[Prompt]
Among these lines, how many include "this"? Answer only with the number.

☆ ☆ ☆

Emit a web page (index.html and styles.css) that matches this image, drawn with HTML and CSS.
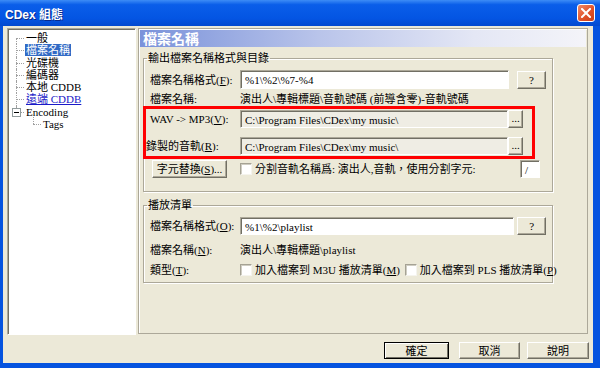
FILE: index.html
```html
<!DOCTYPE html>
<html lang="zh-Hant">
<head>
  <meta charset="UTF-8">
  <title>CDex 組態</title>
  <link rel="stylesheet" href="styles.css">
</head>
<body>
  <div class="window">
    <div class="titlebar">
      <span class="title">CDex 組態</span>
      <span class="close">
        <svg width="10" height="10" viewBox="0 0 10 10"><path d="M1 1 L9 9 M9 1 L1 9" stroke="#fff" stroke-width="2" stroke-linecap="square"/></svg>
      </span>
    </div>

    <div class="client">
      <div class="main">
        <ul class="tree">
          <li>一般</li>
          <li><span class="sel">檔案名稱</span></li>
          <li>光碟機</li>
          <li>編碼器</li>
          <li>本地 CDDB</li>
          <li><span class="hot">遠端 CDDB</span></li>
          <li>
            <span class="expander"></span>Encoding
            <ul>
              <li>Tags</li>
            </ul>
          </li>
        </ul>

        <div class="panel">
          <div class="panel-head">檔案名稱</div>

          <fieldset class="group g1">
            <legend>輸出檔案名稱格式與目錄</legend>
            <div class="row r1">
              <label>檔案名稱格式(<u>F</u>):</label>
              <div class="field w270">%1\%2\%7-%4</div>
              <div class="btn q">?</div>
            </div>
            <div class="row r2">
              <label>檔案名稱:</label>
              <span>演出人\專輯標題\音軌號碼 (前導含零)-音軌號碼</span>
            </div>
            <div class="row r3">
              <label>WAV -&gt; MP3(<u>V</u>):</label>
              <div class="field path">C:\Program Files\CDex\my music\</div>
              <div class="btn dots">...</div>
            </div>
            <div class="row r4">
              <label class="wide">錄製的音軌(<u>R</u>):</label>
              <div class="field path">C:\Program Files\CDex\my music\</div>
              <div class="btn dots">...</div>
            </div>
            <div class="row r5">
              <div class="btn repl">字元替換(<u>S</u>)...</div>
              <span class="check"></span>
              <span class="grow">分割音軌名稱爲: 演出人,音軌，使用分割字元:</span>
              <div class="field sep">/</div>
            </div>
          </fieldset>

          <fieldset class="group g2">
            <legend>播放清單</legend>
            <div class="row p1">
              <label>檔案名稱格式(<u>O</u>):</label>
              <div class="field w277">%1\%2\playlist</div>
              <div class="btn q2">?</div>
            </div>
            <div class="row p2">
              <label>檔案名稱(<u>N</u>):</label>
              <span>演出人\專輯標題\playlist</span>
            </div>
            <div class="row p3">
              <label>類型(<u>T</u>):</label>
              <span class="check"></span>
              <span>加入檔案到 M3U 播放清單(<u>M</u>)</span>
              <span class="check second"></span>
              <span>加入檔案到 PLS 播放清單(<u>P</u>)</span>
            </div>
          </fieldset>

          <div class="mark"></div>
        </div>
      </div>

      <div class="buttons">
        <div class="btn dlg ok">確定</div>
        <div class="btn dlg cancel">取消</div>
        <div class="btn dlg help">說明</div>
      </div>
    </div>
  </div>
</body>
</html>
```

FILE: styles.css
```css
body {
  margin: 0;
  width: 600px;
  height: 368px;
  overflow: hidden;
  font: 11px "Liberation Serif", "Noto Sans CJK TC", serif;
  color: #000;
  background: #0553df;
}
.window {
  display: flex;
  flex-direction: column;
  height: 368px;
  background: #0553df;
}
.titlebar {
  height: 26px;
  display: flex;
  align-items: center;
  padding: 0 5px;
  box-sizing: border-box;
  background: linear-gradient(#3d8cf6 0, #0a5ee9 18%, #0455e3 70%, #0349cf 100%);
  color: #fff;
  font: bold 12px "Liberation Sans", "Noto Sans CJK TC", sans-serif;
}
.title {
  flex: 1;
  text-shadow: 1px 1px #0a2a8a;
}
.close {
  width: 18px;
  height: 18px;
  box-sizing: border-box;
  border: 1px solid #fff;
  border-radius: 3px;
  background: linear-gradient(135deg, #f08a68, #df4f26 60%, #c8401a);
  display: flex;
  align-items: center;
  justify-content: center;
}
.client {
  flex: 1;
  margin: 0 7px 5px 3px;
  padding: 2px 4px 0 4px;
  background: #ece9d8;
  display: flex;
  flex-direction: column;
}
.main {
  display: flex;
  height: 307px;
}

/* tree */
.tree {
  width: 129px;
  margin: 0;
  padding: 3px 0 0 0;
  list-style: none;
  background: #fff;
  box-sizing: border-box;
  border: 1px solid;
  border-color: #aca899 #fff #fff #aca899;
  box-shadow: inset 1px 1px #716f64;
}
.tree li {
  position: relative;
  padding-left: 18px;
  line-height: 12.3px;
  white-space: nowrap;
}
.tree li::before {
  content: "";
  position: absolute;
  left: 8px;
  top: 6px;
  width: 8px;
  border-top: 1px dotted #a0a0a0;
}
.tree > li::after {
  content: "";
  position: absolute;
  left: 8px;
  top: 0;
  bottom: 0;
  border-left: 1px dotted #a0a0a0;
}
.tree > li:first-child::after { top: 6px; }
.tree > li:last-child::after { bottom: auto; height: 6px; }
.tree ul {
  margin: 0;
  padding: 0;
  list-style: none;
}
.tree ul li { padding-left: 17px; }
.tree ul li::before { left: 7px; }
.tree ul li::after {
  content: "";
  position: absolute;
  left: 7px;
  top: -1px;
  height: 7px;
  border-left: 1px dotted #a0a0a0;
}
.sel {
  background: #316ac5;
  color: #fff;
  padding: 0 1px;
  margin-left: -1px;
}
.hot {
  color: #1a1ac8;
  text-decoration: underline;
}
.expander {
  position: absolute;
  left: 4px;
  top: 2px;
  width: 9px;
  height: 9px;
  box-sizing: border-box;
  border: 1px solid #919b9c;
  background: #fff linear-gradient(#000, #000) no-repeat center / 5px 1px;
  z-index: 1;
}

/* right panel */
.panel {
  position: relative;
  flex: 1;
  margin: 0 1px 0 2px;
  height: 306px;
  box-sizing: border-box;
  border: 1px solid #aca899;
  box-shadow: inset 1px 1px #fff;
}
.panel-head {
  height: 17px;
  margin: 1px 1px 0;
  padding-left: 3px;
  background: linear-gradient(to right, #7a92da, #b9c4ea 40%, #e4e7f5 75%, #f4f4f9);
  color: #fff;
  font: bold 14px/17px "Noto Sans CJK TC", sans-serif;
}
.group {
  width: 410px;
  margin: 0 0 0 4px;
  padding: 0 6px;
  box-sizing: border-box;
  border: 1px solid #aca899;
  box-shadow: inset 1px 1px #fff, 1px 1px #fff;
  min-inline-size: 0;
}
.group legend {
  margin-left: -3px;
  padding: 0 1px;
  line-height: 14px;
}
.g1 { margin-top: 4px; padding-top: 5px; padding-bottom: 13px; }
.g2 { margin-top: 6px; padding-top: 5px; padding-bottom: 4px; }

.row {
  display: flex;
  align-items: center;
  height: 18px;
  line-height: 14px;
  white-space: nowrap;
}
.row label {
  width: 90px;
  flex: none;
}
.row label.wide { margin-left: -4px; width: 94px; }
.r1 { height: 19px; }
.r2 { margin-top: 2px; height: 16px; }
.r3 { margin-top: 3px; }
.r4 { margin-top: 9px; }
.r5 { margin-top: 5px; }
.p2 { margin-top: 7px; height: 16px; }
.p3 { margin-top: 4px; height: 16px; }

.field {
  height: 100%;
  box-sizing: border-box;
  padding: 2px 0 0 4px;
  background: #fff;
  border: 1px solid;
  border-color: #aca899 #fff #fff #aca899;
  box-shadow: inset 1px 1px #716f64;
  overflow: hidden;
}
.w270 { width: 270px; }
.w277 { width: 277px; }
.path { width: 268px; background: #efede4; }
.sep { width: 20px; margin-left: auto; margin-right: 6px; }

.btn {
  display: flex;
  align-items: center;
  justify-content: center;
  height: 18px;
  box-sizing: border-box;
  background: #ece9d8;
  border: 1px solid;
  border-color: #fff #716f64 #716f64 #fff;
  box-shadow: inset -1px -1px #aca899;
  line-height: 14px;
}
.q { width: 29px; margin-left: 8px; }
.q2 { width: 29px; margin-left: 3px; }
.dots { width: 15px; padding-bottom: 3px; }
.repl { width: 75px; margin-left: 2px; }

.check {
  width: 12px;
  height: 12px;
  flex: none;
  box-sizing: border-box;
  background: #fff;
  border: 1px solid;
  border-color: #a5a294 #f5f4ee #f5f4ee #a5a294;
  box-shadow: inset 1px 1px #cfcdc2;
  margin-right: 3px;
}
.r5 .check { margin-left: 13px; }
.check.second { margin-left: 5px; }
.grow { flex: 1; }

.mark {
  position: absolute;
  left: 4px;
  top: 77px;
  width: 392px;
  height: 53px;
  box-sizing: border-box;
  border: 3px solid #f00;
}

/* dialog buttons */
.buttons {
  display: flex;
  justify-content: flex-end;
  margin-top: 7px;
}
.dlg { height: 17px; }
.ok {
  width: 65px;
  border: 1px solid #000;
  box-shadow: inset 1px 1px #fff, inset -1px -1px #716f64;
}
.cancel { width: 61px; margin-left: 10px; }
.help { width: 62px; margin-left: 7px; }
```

☆ ☆ ☆

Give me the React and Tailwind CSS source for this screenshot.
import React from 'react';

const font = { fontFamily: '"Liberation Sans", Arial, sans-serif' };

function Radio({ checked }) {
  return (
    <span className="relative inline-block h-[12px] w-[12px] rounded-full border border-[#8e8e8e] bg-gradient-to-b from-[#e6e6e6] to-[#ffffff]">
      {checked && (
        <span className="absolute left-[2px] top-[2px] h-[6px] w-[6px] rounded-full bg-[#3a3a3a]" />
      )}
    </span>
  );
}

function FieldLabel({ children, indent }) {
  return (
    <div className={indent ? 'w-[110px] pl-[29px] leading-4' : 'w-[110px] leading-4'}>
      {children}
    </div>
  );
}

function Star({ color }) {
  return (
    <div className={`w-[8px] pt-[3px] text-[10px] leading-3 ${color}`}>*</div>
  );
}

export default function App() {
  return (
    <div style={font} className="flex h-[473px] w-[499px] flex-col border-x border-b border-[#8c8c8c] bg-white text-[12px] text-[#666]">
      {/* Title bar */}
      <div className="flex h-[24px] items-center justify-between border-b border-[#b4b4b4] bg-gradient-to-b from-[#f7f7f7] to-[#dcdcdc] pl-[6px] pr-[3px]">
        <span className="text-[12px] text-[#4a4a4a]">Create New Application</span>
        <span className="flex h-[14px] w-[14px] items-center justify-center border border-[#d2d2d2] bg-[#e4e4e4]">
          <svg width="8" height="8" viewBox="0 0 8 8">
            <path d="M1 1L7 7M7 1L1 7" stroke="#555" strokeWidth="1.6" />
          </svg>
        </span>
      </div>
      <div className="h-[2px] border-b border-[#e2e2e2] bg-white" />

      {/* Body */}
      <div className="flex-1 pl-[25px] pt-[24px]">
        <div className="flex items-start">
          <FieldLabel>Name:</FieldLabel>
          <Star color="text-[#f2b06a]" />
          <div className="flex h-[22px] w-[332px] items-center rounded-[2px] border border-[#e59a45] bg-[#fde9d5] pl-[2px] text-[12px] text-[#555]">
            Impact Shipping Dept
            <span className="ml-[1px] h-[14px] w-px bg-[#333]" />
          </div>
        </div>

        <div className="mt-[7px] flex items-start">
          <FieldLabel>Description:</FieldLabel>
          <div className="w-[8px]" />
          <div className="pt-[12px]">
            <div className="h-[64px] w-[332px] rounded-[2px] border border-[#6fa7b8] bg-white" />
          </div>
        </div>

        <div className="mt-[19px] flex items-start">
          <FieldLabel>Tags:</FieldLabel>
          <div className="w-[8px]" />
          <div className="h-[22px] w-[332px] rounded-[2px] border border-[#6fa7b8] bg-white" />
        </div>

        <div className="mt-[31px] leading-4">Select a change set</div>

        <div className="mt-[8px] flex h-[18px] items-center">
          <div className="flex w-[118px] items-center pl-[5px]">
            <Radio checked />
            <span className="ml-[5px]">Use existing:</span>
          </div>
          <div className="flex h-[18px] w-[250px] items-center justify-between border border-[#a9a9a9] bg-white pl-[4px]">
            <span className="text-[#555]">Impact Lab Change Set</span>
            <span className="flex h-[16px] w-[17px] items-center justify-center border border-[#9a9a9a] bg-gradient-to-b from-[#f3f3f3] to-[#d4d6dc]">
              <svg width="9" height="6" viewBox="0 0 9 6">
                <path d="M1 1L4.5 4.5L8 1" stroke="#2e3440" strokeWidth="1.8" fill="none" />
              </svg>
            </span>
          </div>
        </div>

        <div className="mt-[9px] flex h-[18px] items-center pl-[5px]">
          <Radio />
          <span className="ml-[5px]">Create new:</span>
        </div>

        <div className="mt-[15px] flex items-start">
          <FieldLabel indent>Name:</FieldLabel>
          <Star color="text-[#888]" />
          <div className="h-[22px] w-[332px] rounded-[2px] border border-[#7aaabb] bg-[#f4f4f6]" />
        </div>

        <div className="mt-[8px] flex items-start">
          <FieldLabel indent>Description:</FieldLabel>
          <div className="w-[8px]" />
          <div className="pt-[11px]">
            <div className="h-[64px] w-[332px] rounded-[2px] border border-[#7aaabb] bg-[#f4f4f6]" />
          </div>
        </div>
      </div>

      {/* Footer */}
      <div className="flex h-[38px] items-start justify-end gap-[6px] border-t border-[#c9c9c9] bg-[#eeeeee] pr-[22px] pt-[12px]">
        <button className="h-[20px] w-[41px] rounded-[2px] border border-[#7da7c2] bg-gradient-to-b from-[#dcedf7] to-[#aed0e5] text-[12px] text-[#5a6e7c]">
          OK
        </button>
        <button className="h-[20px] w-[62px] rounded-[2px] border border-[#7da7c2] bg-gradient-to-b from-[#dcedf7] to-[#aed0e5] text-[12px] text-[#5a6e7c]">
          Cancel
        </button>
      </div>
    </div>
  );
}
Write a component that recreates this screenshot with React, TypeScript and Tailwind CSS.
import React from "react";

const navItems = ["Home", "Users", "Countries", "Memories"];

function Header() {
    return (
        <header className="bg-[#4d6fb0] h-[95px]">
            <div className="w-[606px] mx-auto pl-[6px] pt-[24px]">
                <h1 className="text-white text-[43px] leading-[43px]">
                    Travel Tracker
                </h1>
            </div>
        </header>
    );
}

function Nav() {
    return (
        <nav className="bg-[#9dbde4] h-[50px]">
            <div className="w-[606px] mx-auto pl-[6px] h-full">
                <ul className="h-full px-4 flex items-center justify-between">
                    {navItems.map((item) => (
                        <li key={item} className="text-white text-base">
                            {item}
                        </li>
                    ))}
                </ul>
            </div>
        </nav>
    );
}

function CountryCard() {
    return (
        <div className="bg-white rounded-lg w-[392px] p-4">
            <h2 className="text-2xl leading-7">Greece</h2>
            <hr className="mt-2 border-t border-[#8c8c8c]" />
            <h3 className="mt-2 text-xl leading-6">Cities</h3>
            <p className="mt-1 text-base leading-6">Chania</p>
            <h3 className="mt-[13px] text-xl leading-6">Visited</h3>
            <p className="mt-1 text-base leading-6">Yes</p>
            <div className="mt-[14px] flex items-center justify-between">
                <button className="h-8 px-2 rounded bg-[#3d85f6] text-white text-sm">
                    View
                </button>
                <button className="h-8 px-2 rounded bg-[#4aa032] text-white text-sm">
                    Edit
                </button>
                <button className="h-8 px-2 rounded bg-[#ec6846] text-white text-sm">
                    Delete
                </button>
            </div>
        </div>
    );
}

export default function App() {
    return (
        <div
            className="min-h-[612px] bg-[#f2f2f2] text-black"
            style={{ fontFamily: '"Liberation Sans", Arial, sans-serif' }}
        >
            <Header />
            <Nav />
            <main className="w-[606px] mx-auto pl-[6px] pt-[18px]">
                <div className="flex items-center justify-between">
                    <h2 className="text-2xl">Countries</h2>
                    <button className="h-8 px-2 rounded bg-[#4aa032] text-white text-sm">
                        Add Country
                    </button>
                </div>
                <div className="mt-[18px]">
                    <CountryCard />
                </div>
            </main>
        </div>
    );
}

☆ ☆ ☆

[Complete output]
3